All’epoca, Mors et Vita riscosse un ottimo successo determinato anche dal gusto tutto ottocentesco per un organico di queste dimensioni (solisti, coro e grande orchestra), così come La Rédemption e la Messe à Sainte-Cécile. Tale era il consenso del pubblico che proprio su queste tre composizioni il grande Camille Saint-Saëns ebbe a dire (forse troppo entusiasticamente): «Nell’oscuro, lontano futuro, quando l’inesorabile tempo avrà fatto il suo lavoro e le opere di Gounod riposeranno per sempre nei polverosi santuari delle biblioteche, la Messe à Sainte-Cécile, laRédemption e l’oratorio Mors et vita vivranno ancora, dimostrando alle future generazioni quale splendido musicista abbia dato lustro e rinomanza alla Francia nel diciannovesimo secolo». Ad ogni modo, se è vero che lo stile compositivo di Gounod rifletta una sensibilità assai differente da quella moderna, è pur vero che in Mors et Vita sono contenuti dei passaggi assolutamente suggestivi, come il Prologo orchestrale che apre la parte seconda, Judicium; è quindi un’occasione degna di interesse quella che offre il Teatro Verdi di Pisa con la proposizione di questo rarissimo oratorio nello spettacolo di stasera, 22 ottobre, alle 20.30.

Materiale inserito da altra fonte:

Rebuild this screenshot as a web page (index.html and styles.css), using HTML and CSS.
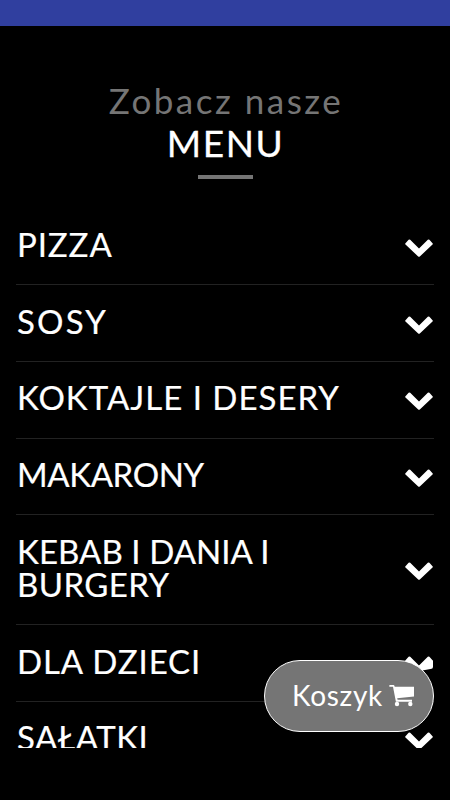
FILE: index.html
```html
<!DOCTYPE html>
<html lang="pl">
<head>
    <meta charset="UTF-8">
    <meta name="viewport" content="width=device-width, initial-scale=1.0">
    <title>Menu</title>
    <link rel="stylesheet" href="styles.css">
</head>
<body>
<svg class="sprite">
    <symbol id="chevron" viewBox="0 0 28 18">
        <path d="M.5 4.2 3.6 .8Q4.4 0 5.2 .8L14 9.4 22.8 .8Q23.6 0 24.4 .8L27.5 4.2Q28.2 4.9 27.5 5.6L14.8 17.5Q14 18.2 13.2 17.5L.5 5.6Q-.2 4.9 .5 4.2Z"/>
    </symbol>
</svg>
<header class="topbar"></header>
<main class="page">
    <div class="heading">
        <p class="subtitle">Zobacz nasze</p>
        <h2 class="title">MENU</h2>
        <span class="line"></span>
    </div>
    <ul class="menu">
        <li class="item"><span class="name pizza">PIZZA</span><svg class="arrow"><use href="#chevron"/></svg></li>
        <li class="item"><span class="name sosy">SOSY</span><svg class="arrow"><use href="#chevron"/></svg></li>
        <li class="item"><span class="name koktajle">KOKTAJLE I DESERY</span><svg class="arrow"><use href="#chevron"/></svg></li>
        <li class="item"><span class="name makarony">MAKARONY</span><svg class="arrow"><use href="#chevron"/></svg></li>
        <li class="item"><span class="name"><span class="kebab">KEBAB I DANIA I</span><br><span class="burgery">BURGERY</span></span><svg class="arrow"><use href="#chevron"/></svg></li>
        <li class="item"><span class="name dzieci">DLA DZIECI</span><svg class="arrow"><use href="#chevron"/><path d="M14 9.4Q20 9 22 6.5L28 4.5V11Q28 12.8 25.5 13L20 14 14 15Z"/></svg></li>
        <li class="item"><span class="name salatki">SAŁATKI</span><svg class="arrow"><use href="#chevron"/></svg></li>
    </ul>
</main>
<button class="cart">
    <span class="cart-label">Koszyk</span>
    <svg class="cart-icon" viewBox="0 0 25 22">
        <path d="M.7 0H4.6Q5.5 0 5.7 1.7H25V11.6L8.2 13.2 8.6 14.8H23V16.8H6.9L4 1.8H.7Q-.3 .9 .7 0Z"/>
        <circle cx="8" cy="19" r="2.2"/>
        <circle cx="21.3" cy="19" r="2.2"/>
    </svg>
</button>
</body>
</html>
```

FILE: styles.css
```css
* {
    box-sizing: border-box;
}

body {
    margin: 0;
    height: 100vh;
    overflow: hidden;
    background-color: #000;
    color: #fff;
    font-family: Lato, "Open Sans", sans-serif;
}

.sprite {
    display: none;
}

.topbar {
    height: 26px;
    background-color: #303f9f;
}

.page {
    height: 722px;
    padding: 53px 16px 0;
    overflow: hidden;
}

.heading {
    display: flex;
    flex-direction: column;
    align-items: center;
    height: 129.5px;
}

.subtitle {
    margin: 0;
    font-size: 35px;
    font-weight: 400;
    line-height: 42px;
    letter-spacing: 2.5px;
    text-indent: 2px;
    color: #757575;
}

.title {
    margin: 0;
    font-size: 37px;
    font-weight: 400;
    line-height: 44px;
    letter-spacing: 1.6px;
    text-indent: 1px;
    -webkit-text-stroke: .3px #fff;
}

.line {
    width: 55px;
    height: 4px;
    margin-top: 10px;
    background-color: #757575;
}

.menu {
    margin: 0;
    padding: 0;
    list-style: none;
}

.item {
    display: flex;
    align-items: center;
    justify-content: space-between;
    padding: 21.6px 1px 21.1px 0;
    border-bottom: 1px solid #222;
}

.name {
    margin: -2px 0 2px 1px;
    font-size: 33px;
    line-height: 33px;
    white-space: nowrap;
    -webkit-text-stroke: .2px #fff;
}

.pizza {
    letter-spacing: .9px;
}

.sosy {
    letter-spacing: 2.2px;
}

.koktajle {
    letter-spacing: 1px;
}

.makarony {
    letter-spacing: -.4px;
}

.kebab {
    letter-spacing: .05px;
}

.burgery {
    letter-spacing: .4px;
}

.dzieci {
    letter-spacing: .9px;
}

.salatki {
    letter-spacing: .5px;
}

.arrow {
    flex: none;
    width: 28px;
    height: 18px;
    margin-top: 3px;
    fill: #fff;
}

.cart {
    position: fixed;
    right: 16px;
    bottom: 68px;
    display: flex;
    align-items: center;
    width: 170px;
    height: 72px;
    padding: 0 19px 0 27px;
    justify-content: space-between;
    border: 1px solid #fff;
    border-radius: 36px;
    background-color: #757575;
    color: #fff;
    font-family: inherit;
}

.cart-label {
    margin-top: -3px;
    font-size: 28px;
    line-height: 32px;
    letter-spacing: .7px;
    white-space: nowrap;
}

.cart-icon {
    flex: none;
    width: 25px;
    height: 22px;
    fill: #fff;
}
```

Inoltre, sarà una serata a ingresso gratuito perché il Teatro Verdi ha aderito a “Teatri aperti e altri luoghi per lo spettacolo dal vivo”, un’iniziativa promossa dal MIBACT e dall’Associazione Generale Italiana dello Spettacolo in collaborazione con SIAE, grazie alla quale sarà possibile entrare a teatro gratuitamente fino a esaurimento posti.